There is much more snow here than we expected to find. There was at least a metre of snow outside my door when we arrived. But the weather has been between 7 and 12 degrees C, so the lake is opening up each day and the snowbanks are gradually shrinking and receding. I expect by the end of our stay on June 7th that the lake will be fully open but I don't imagine I'll be swimming in it.

I have written before about the author Robert Macfarlane because I love his idea of thoughts being specific to a landscape. In his book, A Journey on Foot, he philosophized about the land as he walked ancient pathways through Scotland. In the forward to the anthology, A Wilder Vein, Macfarlane wrote, "perhaps cognition is site-specific, or motion-sensitive; that we think differently in different landscapes. And therefore, more radically, that certain thoughts might be possible only in certain places..."
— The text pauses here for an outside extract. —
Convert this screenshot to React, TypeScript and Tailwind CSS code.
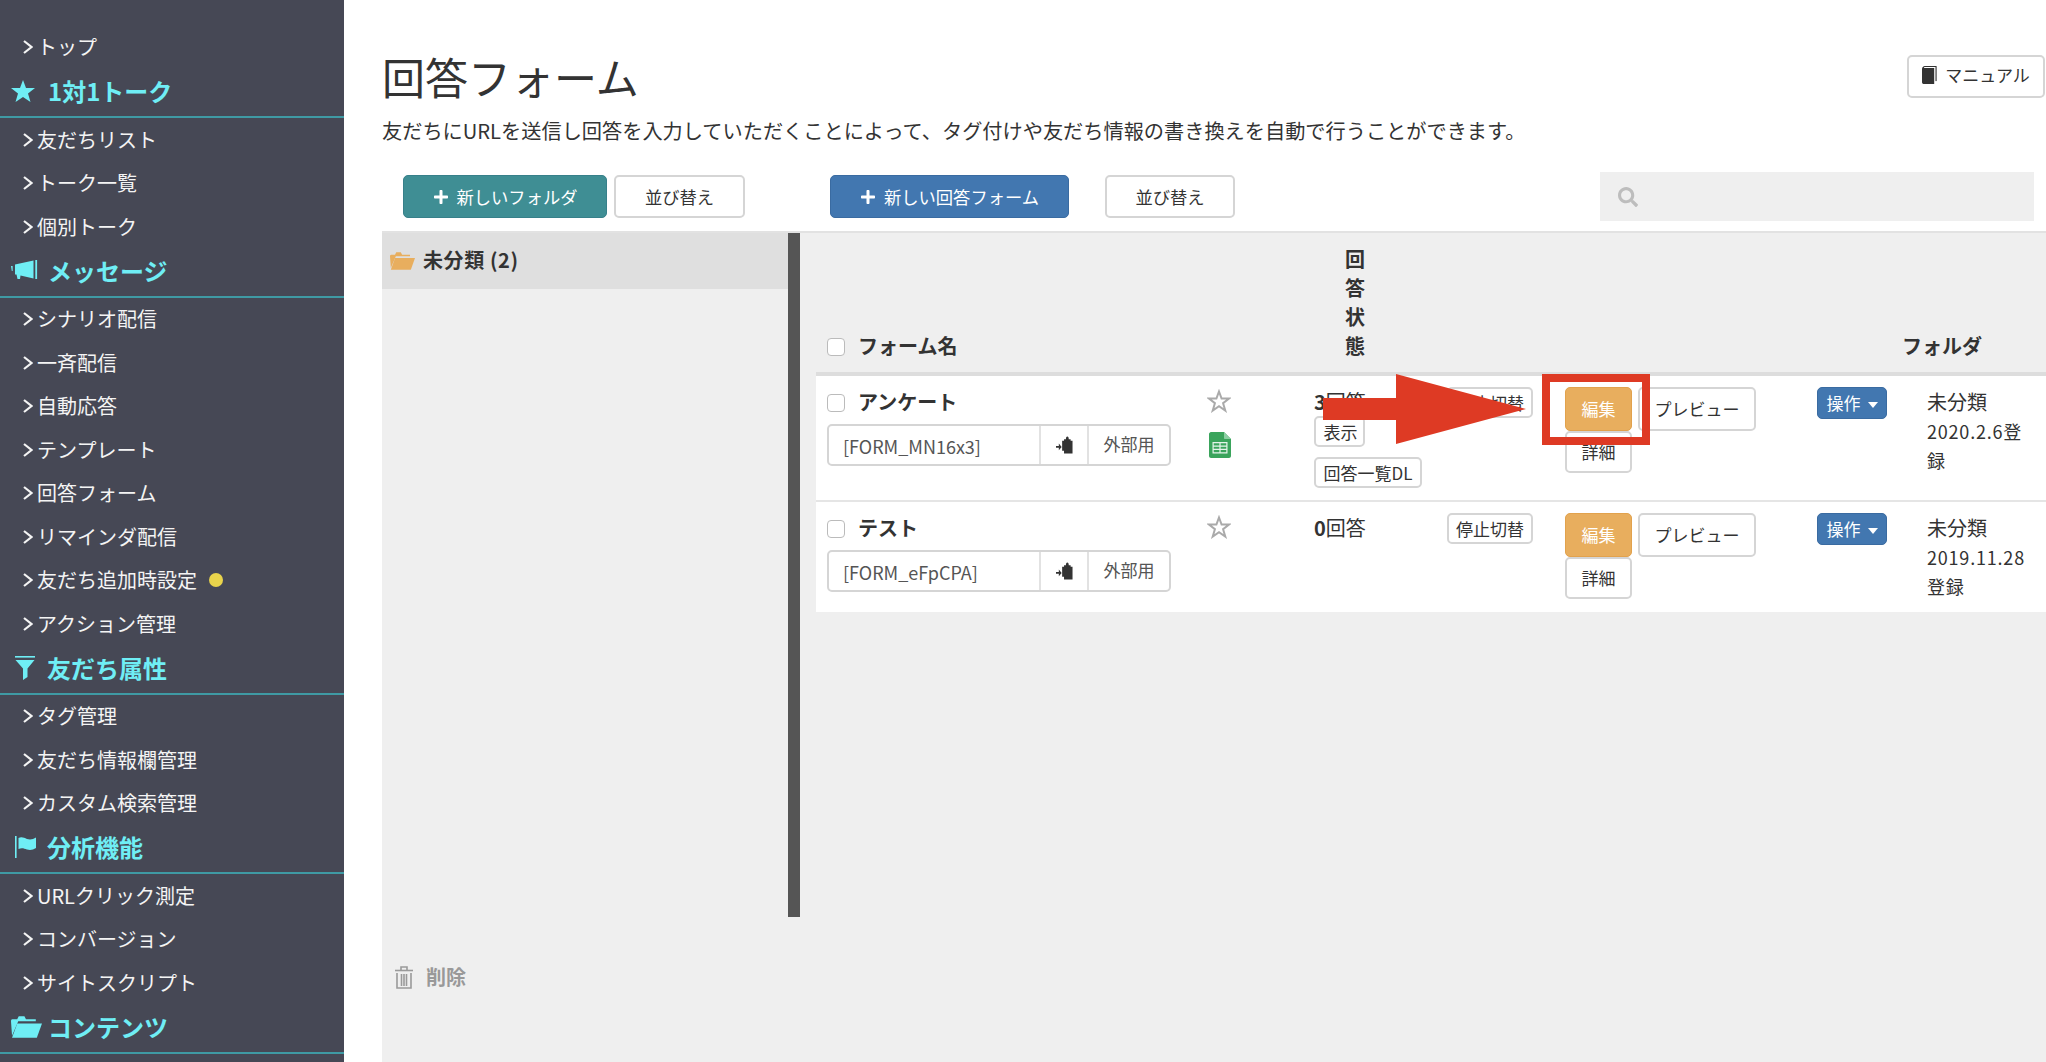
import React from "react";
import { FaPlus, FaSearch } from "react-icons/fa";

function Star({ className }: { className: string }) {
  return (
    <svg viewBox="0 0 24 24" className={className} fill="currentColor">
      <polygon points="12,1 15,9 24,9 17,14.5 19.5,23 12,18 4.5,23 7,14.5 0,9 9,9" />
    </svg>
  );
}

function StarEmpty() {
  return (
    <svg viewBox="0 0 24 24" className="w-[24px] h-[24px] ml-[7px] mt-[2px] text-[#aaaaaa]" fill="none" stroke="currentColor" strokeWidth="2">
      <polygon points="12,2.5 14.6,9.6 22,9.6 16.1,14.2 18.3,21.6 12,17.2 5.7,21.6 7.9,14.2 2,9.6 9.4,9.6" />
    </svg>
  );
}

function Bullhorn() {
  return (
    <svg viewBox="0 0 27 21" className="w-[27px] h-[21px]" fill="currentColor">
      <path d="M0 6h1.600v5H.8z" />
      <path d="M4 4.500 L22.500 0.500 V18.500 L9.500 15.500 L9 19 H6.500 L5.500 14.500 H4 Z" />
      <rect x="24.300" y="0" width="1.800" height="19" />
    </svg>
  );
}

function Funnel() {
  return (
    <svg viewBox="0 0 20 24" className="w-[20px] h-[24px]" fill="currentColor">
      <rect x="0" y="0" width="20" height="1.6" />
      <path d="M0.5 4 H19.5 L12.5 12.5 V21 L8 24 V12.5 Z" />
    </svg>
  );
}

function Flag() {
  return (
    <svg viewBox="0 0 21 22" className="w-[21px] h-[22px]" fill="currentColor">
      <rect x="0" y="0" width="1.6" height="22" />
      <path d="M3.5 2 C7 0.5 9 2 12 3 C15 4 18 3.5 21 1.5 V12 C18 14 15 14.5 12 13.5 C9 12.5 7 11.5 3.5 13 Z" />
    </svg>
  );
}

function FolderOpen({ className }: { className: string }) {
  return (
    <svg viewBox="0 0 30 22" className={className} fill="currentColor">
      <path d="M1 20 L0 6 C0 4 1 4 2 4 H6 L7.5 1 H13 L14.5 4 H24 V6 H7 Z" />
      <path d="M6 8 H30 L25 22 H1 Z" />
    </svg>
  );
}

function Book() {
  return (
    <svg viewBox="0 0 16 19" className="w-[15px] h-[18px]" fill="currentColor">
      <path d="M0 3 C0 1.5 1.5 0 3 0 H15 V1 H3.5 C2.5 1 2 1.6 2 2 H13 V19 H1.5 C.5 19 0 18 0 17 Z" />
      <rect x="14.4" y="0" width="1.2" height="16" />
    </svg>
  );
}

function Paste() {
  return (
    <svg viewBox="0 0 18 19" className="w-[17px] h-[18px]" fill="currentColor">
      <path d="M6.500 5 H8.500 V3.500 H10.500 C10.500 1.500 11 0.500 12 0.500 C13 0.500 13.500 1.500 13.500 3.500 H15.500 V5 H17.500 V18.500 H8.500 V15.500 H6.500 Z" />
      <path d="M0 10.500 H3 V8 L6 11.500 L3 15 V12.500 H0 Z" />
    </svg>
  );
}

function Sheet() {
  return (
    <svg viewBox="0 0 22 26" className="w-[22px] h-[26px]">
      <path d="M2 0 H15 L22 7 V24 C22 25 21 26 20 26 H2 C1 26 0 25 0 24 V2 C0 1 1 0 2 0 Z" fill="#3aa45c" />
      <path d="M15 0 L22 7 H16 C15.400 7 15 6.600 15 6 Z" fill="#8ccfa3" />
      <path d="M3.500 10 H18.500 V21.500 H3.500 Z M4.700 11.200 V13.600 H10.400 V11.200 Z M11.600 11.200 V13.600 H17.300 V11.200 Z M4.700 14.700 V16.800 H10.400 V14.700 Z M11.600 14.700 V16.800 H17.300 V14.700 Z M4.700 17.900 V20.300 H10.400 V17.900 Z M11.600 17.900 V20.300 H17.300 V17.900 Z" fill="#e4f3e9" fillRule="evenodd" />
    </svg>
  );
}

function Trash() {
  return (
    <svg viewBox="0 0 18 23" className="w-[18px] h-[23px]" fill="none" stroke="#9a9a9a" strokeWidth="1.6">
      <path d="M0 4.500 H18" />
      <path d="M6 4 V1 H12 V4" />
      <path d="M2 7 V22 H16 V7" />
      <path d="M6.500 8 V20 M9 8 V20 M11.500 8 V20" />
    </svg>
  );
}

function NavItem({ label, dot }: { label: string; dot?: boolean }) {
  return (
    <div className="h-[43.5px] flex items-center pl-[23px] text-[20px] text-[#f4f4f4]">
      <svg viewBox="0 0 10 14" className="w-[10px] h-[14px] mr-[4px] shrink-0" fill="none" stroke="currentColor" strokeWidth="2.2">
        <polyline points="1,1 8.500,7 1,13" />
      </svg>
      <span>{label}</span>
      {dot && <span className="ml-[12px] w-[14px] h-[14px] rounded-full bg-[#e9d44c]" />}
    </div>
  );
}

function NavHead({ icon, label, left }: { icon: React.ReactNode; label: string; left?: string }) {
  return (
    <div className="h-[49px] flex items-center pb-[3px] border-b-2 border-[#3f9aa4] text-[#6feef5]">
      <div className="w-[48px] flex items-center pl-[11px] shrink-0">{icon}</div>
      <span className={`text-[24px] font-bold ${left ?? ""}`}>{label}</span>
    </div>
  );
}

function Sidebar() {
  return (
    <div className="w-[344px] shrink-0 h-full bg-[#464855] pt-[25.500px] overflow-hidden">
      <NavItem label="トップ" />
      <NavHead icon={<Star className="w-[24px] h-[24px]" />} label="1対1トーク" />
      <NavItem label="友だちリスト" />
      <NavItem label="トーク一覧" />
      <NavItem label="個別トーク" />
      <NavHead icon={<Bullhorn />} label="メッセージ" />
      <NavItem label="シナリオ配信" />
      <NavItem label="一斉配信" />
      <NavItem label="自動応答" />
      <NavItem label="テンプレート" />
      <NavItem label="回答フォーム" />
      <NavItem label="リマインダ配信" />
      <NavItem label="友だち追加時設定" dot />
      <NavItem label="アクション管理" />
      <NavHead icon={<div className="pl-[4px]"><Funnel /></div>} label="友だち属性" left="-ml-px" />
      <NavItem label="タグ管理" />
      <NavItem label="友だち情報欄管理" />
      <NavItem label="カスタム検索管理" />
      <NavHead icon={<div className="pl-[4px]"><Flag /></div>} label="分析機能" left="-ml-px" />
      <NavItem label="URLクリック測定" />
      <NavItem label="コンバージョン" />
      <NavItem label="サイトスクリプト" />
      <NavHead icon={<FolderOpen className="w-[31px] h-[23px]" />} label="コンテンツ" />
    </div>
  );
}

function SmallBtn({ children, className }: { children: React.ReactNode; className?: string }) {
  return (
    <button className={`h-[31px] px-[7.500px] bg-white border-2 border-[#d5d5d5] rounded-[5px] text-[17px] leading-none text-[#333] whitespace-nowrap ${className ?? ""}`}>
      {children}
    </button>
  );
}

function TagInput({ code }: { code: string }) {
  return (
    <div className="mt-[8px] w-[344px] h-[42px] flex bg-white border-2 border-[#d5d5d5] rounded-[5px] text-[#555]">
      <div className="w-[212px] flex items-center pl-[14px] pt-[2px] border-r-2 border-[#e2e2e2] text-[18px]">{code}</div>
      <div className="w-[48px] flex items-center justify-center border-r-2 border-[#e2e2e2] text-[#333]"><Paste /></div>
      <div className="flex-1 flex items-center justify-center text-[17px] pb-[2px]">外部用</div>
    </div>
  );
}

function Row({ name, code, height, status, sheet, date, date2, showBtns }: {
  name: string;
  code: string;
  height: string;
  status: React.ReactNode;
  sheet?: boolean;
  date: string;
  date2: string;
  showBtns?: boolean;
}) {
  return (
    <div className={`flex pl-[11px] pt-[11px] bg-white ${height}`}>
      <div className="w-[373px] shrink-0">
        <div className="h-[29px] flex items-center">
          <input type="checkbox" className="appearance-none w-[18px] h-[18px] mt-[2px] bg-white border border-[#bbbbbb] rounded-[4px] mr-[13px]" />
          <span className="text-[20px] font-bold text-[#333]">{name}</span>
        </div>
        <TagInput code={code} />
      </div>
      <div className="w-[114px] shrink-0">
        <StarEmpty />
        {sheet && <div className="ml-[9px] mt-[19px]"><Sheet /></div>}
      </div>
      <div className="w-[133px] shrink-0">
        <div className="h-[29px] leading-[29px] text-[20px] text-[#333] whitespace-nowrap">{status}</div>
        {showBtns && (
          <div className="flex flex-col items-start">
            <SmallBtn className="w-[51px]">表示</SmallBtn>
            <SmallBtn className="mt-[10px]">回答一覧DL</SmallBtn>
          </div>
        )}
      </div>
      <div className="w-[118px] shrink-0">
        <SmallBtn className="w-[86px] !px-0">停止切替</SmallBtn>
      </div>
      <div className="w-[252px] shrink-0 flex items-start">
        <div className="w-[67px] flex flex-col">
          <button className="h-[44px] bg-[#e8ae5e] border border-[#e2a24d] rounded-[5px] text-white text-[17px]">編集</button>
          <button className="h-[42px] bg-white border-2 border-[#d5d5d5] rounded-[5px] text-[#333] text-[17px]">詳細</button>
        </div>
        <button className="ml-[6px] w-[118px] h-[44px] bg-white border-2 border-[#d5d5d5] rounded-[5px] text-[#333] text-[17px]">プレビュー</button>
      </div>
      <div className="w-[110px] shrink-0">
        <button className="w-[70px] h-[32px] bg-[#4277b0] border border-[#3a6ba1] rounded-[5px] text-white text-[17px] flex items-center justify-center">
          操作
          <span className="ml-[7px] mt-[3px] w-0 h-0 border-x-[5px] border-x-transparent border-t-[6px] border-t-white" />
        </button>
      </div>
      <div className="flex-1 text-[#333]">
        <div className="h-[29px] leading-[29px] text-[20px]">未分類</div>
        <div className="pt-px text-[18px] leading-[29px] tracking-[0.800px] w-[104px] break-all">
          {date}
          <br />
          {date2}
        </div>
      </div>
    </div>
  );
}

export default function App() {
  return (
    <div className="h-screen w-full flex overflow-hidden bg-white relative font-['Noto_Sans_CJK_JP','Noto_Sans',sans-serif]">
      <Sidebar />
      <div className="flex-1 flex flex-col pl-[38px] min-w-0">
        <div className="flex justify-between items-start pt-[55px] pr-px">
          <h1 className="h-[48px] leading-[42px] text-[43px] text-[#333] font-normal">回答フォーム</h1>
          <button className="w-[138px] h-[43px] flex items-center justify-center gap-[8px] pb-[3px] bg-white border-2 border-[#d5d5d5] rounded-[5px] text-[17px] text-[#333]">
            <Book />
            マニュアル
          </button>
        </div>
        <p className="mt-[13px] h-[30px] leading-[30px] text-[20.200px] text-[#333]">友だちにURLを送信し回答を入力していただくことによって、タグ付けや友だち情報の書き換えを自動で行うことができます。</p>
        <div className="mt-[26px] h-[49px] flex items-center pl-[21px] pr-[12px] text-[17.300px]">
          <button className="w-[204px] h-[43px] bg-[#3f8e94] border border-[#37808a] rounded-[5px] text-white flex items-center justify-center gap-[8px]">
            <FaPlus className="w-[16px] h-[16px]" />
            新しいフォルダ
          </button>
          <button className="ml-[7px] w-[131px] h-[43px] bg-white border-2 border-[#d5d5d5] rounded-[5px] text-[#333]">並び替え</button>
          <button className="ml-[85px] w-[239px] h-[43px] bg-[#4277b0] border border-[#3a6ba1] rounded-[5px] text-white flex items-center justify-center gap-[8px]">
            <FaPlus className="w-[16px] h-[16px]" />
            新しい回答フォーム
          </button>
          <button className="ml-[36px] w-[130px] h-[43px] bg-white border-2 border-[#d5d5d5] rounded-[5px] text-[#333]">並び替え</button>
          <div className="ml-auto w-[434px] h-[49px] bg-[#efefef] flex items-center pl-[18px]">
            <FaSearch className="w-[20px] h-[20px] text-[#bdbdbd]" />
          </div>
        </div>
        <div className="mt-[10px] flex-1 bg-[#efefef] border-t-2 border-[#e2e2e2]">
          <div className="flex h-[684px]">
            <div className="w-[406px] shrink-0">
              <div className="h-[56px] bg-[#dfdfdf] flex items-center pl-[8px] pb-[2px] text-[#333]">
                <FolderOpen className="w-[25px] h-[19px] text-[#e8ae5e] mr-[8px]" />
                <span className="text-[20px] font-bold tracking-[0.600px]">未分類 (2)</span>
              </div>
            </div>
            <div className="w-[12px] shrink-0 bg-[#555555]" />
            <div className="flex-1 ml-[16px]">
              <div className="h-[143px] flex items-end pl-[11px] pb-[12px] border-b-4 border-[#dddddd]">
                <div className="w-[518px] h-[29px] flex items-center shrink-0">
                  <input type="checkbox" className="appearance-none w-[18px] h-[18px] mt-[2px] bg-white border border-[#bbbbbb] rounded-[4px] mr-[13px]" />
                  <span className="text-[20px] font-bold text-[#333]">フォーム名</span>
                </div>
                <div className="w-[20px] text-[20px] leading-[29px] font-bold text-[#333] break-all shrink-0">回答状態</div>
                <div className="ml-[537px] h-[29px] leading-[29px] text-[20px] font-bold text-[#333]">フォルダ</div>
              </div>
              <Row
                name="アンケート"
                code="[FORM_MN16x3]"
                height="h-[124px]"
                status={<><b>3</b>回答</>}
                sheet
                date="2020.2.6登"
                date2="録"
                showBtns
              />
              <div className="h-[2px] bg-[#e5e5e5]" />
              <Row
                name="テスト"
                code="[FORM_eFpCPA]"
                height="h-[110px]"
                status={<><b>0</b>回答</>}
                date="2019.11.28"
                date2="登録"
              />
            </div>
          </div>
          <div className="mt-[45px] pl-[13px] flex items-center gap-[13px] text-[#999] text-[20px] font-bold">
            <Trash />
            削除
          </div>
        </div>
      </div>
      {/* red annotation over the table */}
      <div className="absolute left-[1542px] top-[374px] w-[108px] h-[71px] border-[8px] border-[#de3a24]" />
      <svg viewBox="0 0 203 70" className="absolute left-[1323px] top-[374px] w-[203px] h-[70px]" fill="#de3a24">
        <polygon points="0,24 73,24 73,0 203,35 73,70 73,46 0,46" />
      </svg>
    </div>
  );
}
To carry that thought with us into Lapland, I will ask questions of the artists in the workshop in regards to what this landscape is teaching them about themselves. And I ask that of myself as well. I don't yet have the answer. I find it takes me a while to settle in to a new landscape, to explore it with my feet, with paint and with words. These small works below are how I have begun to explore it, with the colours that I see in the lake and the sky and the snow at different times of day and the strong shapes of the land.

"What do I know when I am in this place that I can know nowhere else?"